Production of light vehicles in North America is expected to top 16.8 million units this year, according to IHS Automotive. In 2016, production is expected to rise to 17.5 million units, topping the previous record of 17.3 million units in 2000.
There has been especially strong growth of investment in North America among suppliers based in Europe and Asia, said IHS analyst Mike Wall.
"North America is a safe haven, in some ways," Wall said. "We are a mature market, but we still have growth, and we are not nearly as volatile as emerging markets."

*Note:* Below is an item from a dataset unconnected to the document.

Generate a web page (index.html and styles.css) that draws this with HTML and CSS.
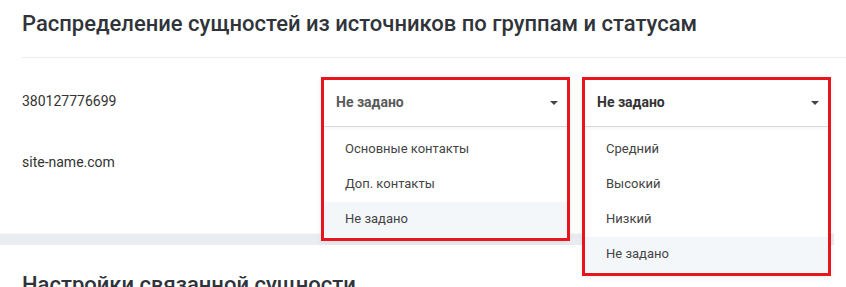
FILE: index.html
```html
<!DOCTYPE html>
<html lang="ru">
<head>
<meta charset="utf-8">
<title>Распределение</title>
<link rel="stylesheet" href="styles.css">
</head>
<body>
<div class="section">
  <h2 class="title">Распределение сущностей из источников по группам и статусам</h2>
  <div class="rule"></div>
  <div class="rows">
    <div class="row">
      <div class="label">380127776699</div>
      <div class="select">
        <div class="panel">
          <div class="head head-muted"><span>Не задано</span><span class="caret"></span></div>
          <ul class="menu">
            <li>Основные контакты</li>
            <li>Доп. контакты</li>
            <li class="active">Не задано</li>
          </ul>
        </div>
      </div>
      <div class="select">
        <div class="panel">
          <div class="head"><span>Не задано</span><span class="caret"></span></div>
          <ul class="menu">
            <li>Средний</li>
            <li>Высокий</li>
            <li>Низкий</li>
            <li class="active">Не задано</li>
          </ul>
        </div>
      </div>
    </div>
    <div class="row">
      <div class="label">site-name.com</div>
    </div>
  </div>
</div>
<div class="band"></div>
<div class="section section-next">
  <h2 class="title">Настройки связанной сущности</h2>
</div>
</body>
</html>
```

FILE: styles.css
```css
* { box-sizing: border-box; }
html, body { margin: 0; padding: 0; background: #fff; }
body {
  font-family: Roboto, "Noto Sans", "Liberation Sans", sans-serif;
  color: #333;
  overflow: hidden;
}
.section { padding: 12px 0 0 22px; }
.title {
  margin: 0;
  font-size: 22px;
  line-height: 24px;
  font-weight: 500;
  color: #30343a;
}
.rule { height: 1px; background: #ececec; margin-top: 21px; }
.rows {
  display: flex;
  flex-direction: column;
  gap: 11px;
  padding-top: 19px;
}
.row {
  display: flex;
  align-items: center;
  height: 50px;
}
.label {
  width: 299px;
  font-size: 14px;
  color: #333;
  padding-bottom: 2px;
}
.select {
  position: relative;
  width: 249px;
  height: 50px;
  margin-right: 12px;
}
.panel {
  position: absolute;
  top: 0;
  left: 0;
  width: 249px;
  border: 3px solid #e8141e;
  background: #fff;
  z-index: 2;
  box-shadow: 0 2px 6px rgba(0,0,0,0.06);
}
.head {
  height: 47px;
  border-bottom: 1px solid #d9d9d9;
  display: flex;
  align-items: center;
  justify-content: space-between;
  padding: 0 9px 2px 12px;
  font-size: 14px;
  font-weight: 700;
  color: #333;
}
.head-muted { color: #5a5a5a; }
.caret {
  width: 0;
  height: 0;
  border-left: 4px solid transparent;
  border-right: 4px solid transparent;
  border-top: 4px solid #444;
  margin-top: 2px;
}
.menu {
  list-style: none;
  margin: 0;
  padding: 5px 0 1px;
  box-shadow: inset 0 5px 4px -4px rgba(0,0,0,0.05);
}
.menu li {
  height: 35px;
  line-height: 33px;
  padding-left: 21px;
  font-size: 13px;
  color: #444;
}
.menu li.active { background: #f4f7fa; }
.band {
  margin-top: 45px;
  margin-right: 12px;
  height: 12px;
  background: #e9ecf0;
  box-shadow: inset 0 1px 1px rgba(255,255,255,0.6);
}
.section-next { padding-top: 28px; }
```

North America is an especially attractive market at a time when the economies of the vaunted BRIC countries — Brazil, Russia, India and China — have become increasingly volatile and Europe's economy remains stagnant.
So foreign suppliers are expanding in North America. Some examples:
• REHAU has spent $115 million to expand its plant in Cullman, Ala., to produce bumpers for the redesigned Mercedes-Benz C-class sedan, which will be produced in Alabama for the first time. The company already had molding and assembly at the site for other vehicle production. It also invested $3 million for a North American technical center in Cullman to add more product development capabilities in the region.
• Austrian firm Voestalpine Group has opened a $62 million plant in Cartersville, Ga., to produce body-in-white components for Mercedes-Benz.
• Fuyao Glass Industry Group of China plans to spend $200 million to convert GM's shuttered assembly plant in Moraine, Ohio, into a glass production facility.